We knew that the cloth sim would have to be absolutely perfect, because it was used to help drive the fluid simulations of the deatheater smoke as well as for the final beauty render of the digital double.

Syflex: What made you choose to work with SyFlex?

David: Having used SyFlex for a number of years now, I have a pretty good idea of its benefits and limitations. In my opinion its a lot faster than Maya Cloth, and produces excellent results.

The support is excellent. I always get quick replies to any queries I may have with new features or potential bugs, so I also feel like I have a good contact when I get stuck!

Syflex: Which other projects did you use it in? Any upcoming projects you can tell us about?

David: I have personally used SyFlex on The chronicles of Riddick (Judy Dench's Aereon character), Batman Begins (digital double for Batman) and the Goblet of Fire. We are using SyFlex at the moment on a number of shows, but I am unable to disclose the exact nature of the project I'm afraid : )

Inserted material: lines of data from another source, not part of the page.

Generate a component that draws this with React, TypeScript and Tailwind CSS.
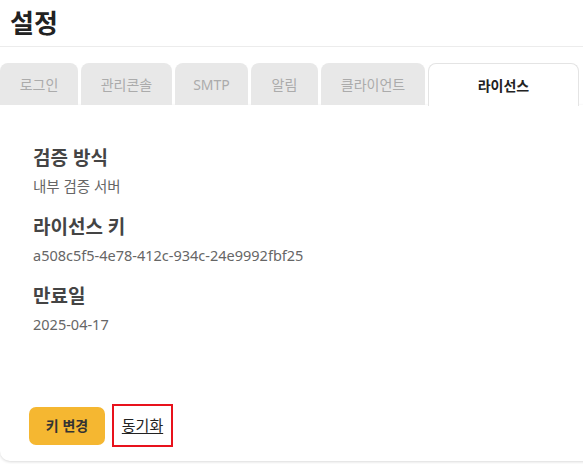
import React from 'react'

const tabs = [
  { label: '로그인', width: 'w-[78px]' },
  { label: '관리콘솔', width: 'w-[91px]' },
  { label: 'SMTP', width: 'w-[73px]' },
  { label: '알림', width: 'w-[67px]' },
  { label: '클라이언트', width: 'w-[104px]' },
]

const fields = [
  { label: '검증 방식', value: '내부 검증 서버' },
  { label: '라이선스 키', value: 'a508c5f5-4e78-412c-934c-24e9992fbf25' },
  { label: '만료일', value: '2025-04-17' },
]

export default function App() {
  return (
    <div
      className="h-[464px] w-[583px] overflow-hidden bg-white"
      style={{ fontFamily: '"Noto Sans", "Noto Sans CJK KR", sans-serif' }}
    >
      <div className="flex h-[47px] items-center border-b border-[#ececec] pl-[10px]">
        <h1 className="text-[26px] leading-none font-bold text-[#222]">설정</h1>
      </div>

      <div className="mt-[16px] flex w-[600px] gap-[3px]">
        {tabs.map(tab => (
          <div
            key={tab.label}
            className={`${tab.width} flex h-[42px] items-center justify-center rounded-t-[8px] bg-[#e8e8e8] text-[14px] text-[#ababab]`}
          >
            {tab.label}
          </div>
        ))}
        <div className="relative z-10 flex h-[43px] w-[151px] items-center justify-center rounded-t-[8px] border border-b-0 border-[#e4e4e4] bg-white text-[14px] font-bold text-[#222]">
          라이선스
        </div>
      </div>

      <div className="-mt-px flex h-[356px] w-[620px] flex-col justify-between rounded-b-[10px] bg-white pt-[40px] pb-[14px] pl-[33px] shadow-[0_1px_3px_rgba(0,0,0,0.15)]">
        <div className="flex flex-col gap-[18px]">
          {fields.map(field => (
            <div key={field.label} className="flex flex-col gap-[5px]">
              <div className="text-[19px] leading-[26px] font-bold text-[#444]">{field.label}</div>
              <div className="text-[14.5px] leading-[20px] text-[#666]">{field.value}</div>
            </div>
          ))}
        </div>

        <div className="-ml-[4px] flex items-center gap-[7px]">
          <button className="h-[38px] w-[76px] rounded-[7px] bg-[#f5b731] text-[14px] font-bold text-[#333]">
            키 변경
          </button>
          <div className="flex h-[43px] w-[61px] items-center justify-center border-2 border-[#e8121c]">
            <span className="text-[15px] text-[#222] underline underline-offset-2">동기화</span>
          </div>
        </div>
      </div>
    </div>
  )
}
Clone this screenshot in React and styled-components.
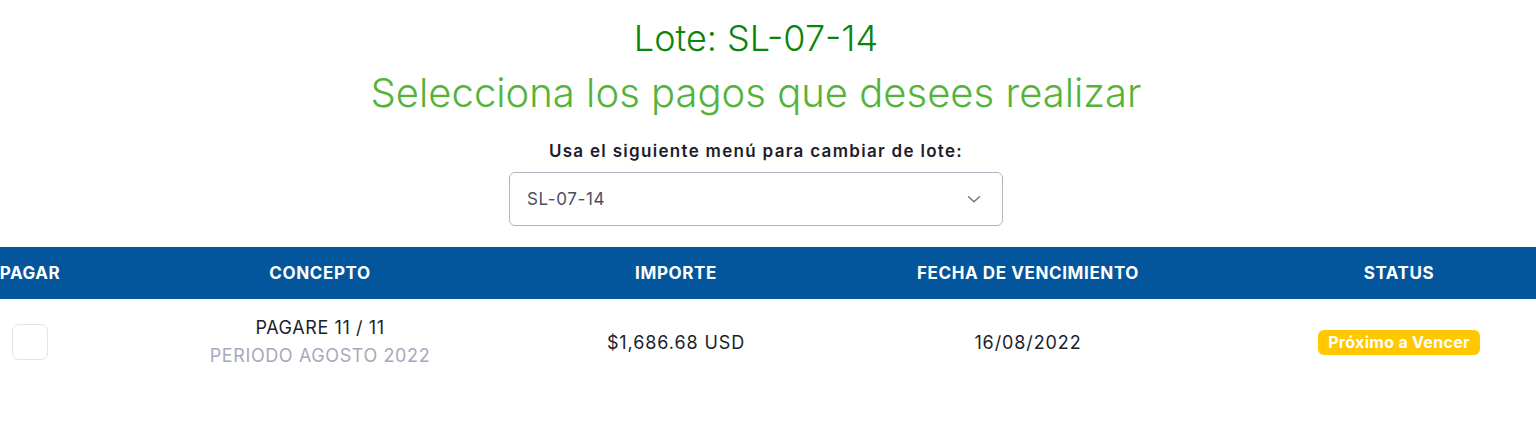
import React from "react";
import styled, { createGlobalStyle } from "styled-components";

const GlobalStyle = createGlobalStyle`
	body {
		margin: 0;
		background: #ffffff;
		font-family: "Inter", "Noto Sans", sans-serif;
		overflow: hidden;
	}
`;

const columns = ["Pagar", "Concepto", "Importe", "Fecha de vencimiento", "Status"];

const rows = [
	{
		concept: "PAGARE 11 / 11",
		period: "PERIODO AGOSTO 2022",
		amount: "$1,686.68 USD",
		due: "16/08/2022",
		status: "Próximo a Vencer",
	},
];

const ChevronDown = () => (
	<svg width="22" height="22" viewBox="0 0 24 24" fill="none" stroke="#70748a" strokeWidth="1.6" strokeLinecap="round" strokeLinejoin="round">
		<path d="M6 9.5l6 5.5 6-5.5" />
	</svg>
);

const App = () => {
	return (
		<Page>
			<GlobalStyle />
			<Top>
				<Heading>
					<LotTitle>Lote: SL-07-14</LotTitle>
					<Subtitle>Selecciona los pagos que desees realizar</Subtitle>
				</Heading>
				<Picker>
					<PickerLabel>Usa el siguiente menú para cambiar de lote:</PickerLabel>
					<Select>
						<SelectValue>SL-07-14</SelectValue>
						<ChevronDown />
					</Select>
				</Picker>
			</Top>
			<Table>
				<HeaderRow>
					{columns.map((col) => (
						<HeaderCell key={col}>{col}</HeaderCell>
					))}
				</HeaderRow>
				{rows.map((row) => (
					<Row key={row.concept}>
						<Cell>
							<Checkbox />
						</Cell>
						<Cell>
							<Concept>{row.concept}</Concept>
							<Concept $muted>{row.period}</Concept>
						</Cell>
						<Cell>
							<Value>{row.amount}</Value>
						</Cell>
						<Cell>
							<Value>{row.due}</Value>
						</Cell>
						<Cell>
							<Badge>{row.status}</Badge>
						</Cell>
					</Row>
				))}
			</Table>
		</Page>
	);
};

export default App;

const Page = styled.div`
	width: 1536px;
	height: 427px;
	display: flex;
	flex-direction: column;
	padding-top: 14px;
	box-sizing: border-box;
`;

const Top = styled.div`
	width: 1512px;
	display: flex;
	flex-direction: column;
	align-items: center;
`;

const Heading = styled.div`
	display: flex;
	flex-direction: column;
	align-items: center;
`;

const LotTitle = styled.h1`
	margin: 0;
	font-weight: 300;
	font-size: 36px;
	line-height: 48px;
	color: #0b840b;
`;

const Subtitle = styled.h2`
	margin: 3px 0 0;
	font-weight: 300;
	font-size: 40px;
	line-height: 56px;
	color: #55b33a;
`;

const Picker = styled.div`
	display: flex;
	flex-direction: column;
	align-items: center;
	gap: 10px;
	margin-top: 19px;
`;

const PickerLabel = styled.label`
	font-weight: 600;
	font-size: 17px;
	line-height: 22px;
	letter-spacing: 1.3px;
	color: #1d1d2b;
`;

const Select = styled.div`
	width: 494px;
	height: 54px;
	box-sizing: border-box;
	display: flex;
	align-items: center;
	justify-content: space-between;
	padding: 0 17px 0 17px;
	border: 1px solid #b4b4c2;
	border-radius: 6px;
	background: #ffffff;
`;

const SelectValue = styled.span`
	font-size: 17px;
	letter-spacing: 0.6px;
	color: #4f4f63;
`;

const Table = styled.div`
	width: 100%;
	margin-top: 21px;
`;

const gridCols = "60px 520px 192px 512px 230px 1fr";

const HeaderRow = styled.div`
	display: grid;
	grid-template-columns: ${gridCols};
	height: 52px;
	align-items: center;
	background: #03569c;
`;

const HeaderCell = styled.div`
	display: flex;
	justify-content: center;
	white-space: nowrap;
	font-weight: 700;
	font-size: 17px;
	letter-spacing: 0.6px;
	text-transform: uppercase;
	color: #ffffff;
`;

const Row = styled.div`
	display: grid;
	grid-template-columns: ${gridCols};
	align-items: center;
	padding: 15px 0;
`;

const Cell = styled.div`
	display: flex;
	flex-direction: column;
	align-items: center;
	justify-content: center;
	white-space: nowrap;
`;

const Checkbox = styled.div`
	width: 36px;
	height: 36px;
	box-sizing: border-box;
	border: 1px solid #e2e3ec;
	border-radius: 7px;
	background: #ffffff;
`;

const Concept = styled.span`
	font-size: 18px;
	line-height: 28px;
	letter-spacing: 0.6px;
	color: ${({ $muted }) => ($muted ? "#a7a9bb" : "#1d1d2b")};
`;

const Value = styled.span`
	font-size: 18px;
	letter-spacing: 0.9px;
	color: #1d1d2b;
`;

const Badge = styled.span`
	display: inline-flex;
	align-items: center;
	height: 25px;
	padding: 0 10px;
	border-radius: 6px;
	background: #ffc800;
	color: #ffffff;
	font-weight: 700;
	font-size: 16px;
	letter-spacing: 0.3px;
`;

Syflex: Anything else you would like to share with us about your working experience with SyFlex?

David: SyFlex is a very intuitive piece of software, I had never used cloth software before I came across SyFlex but it took me no time at all to get to grips with it. The main thing for me is that there is a huge degree of flexibility in what you can achieve with SyFlex and like I said earlier, if you get stuck, the support is very quick to try and help you out!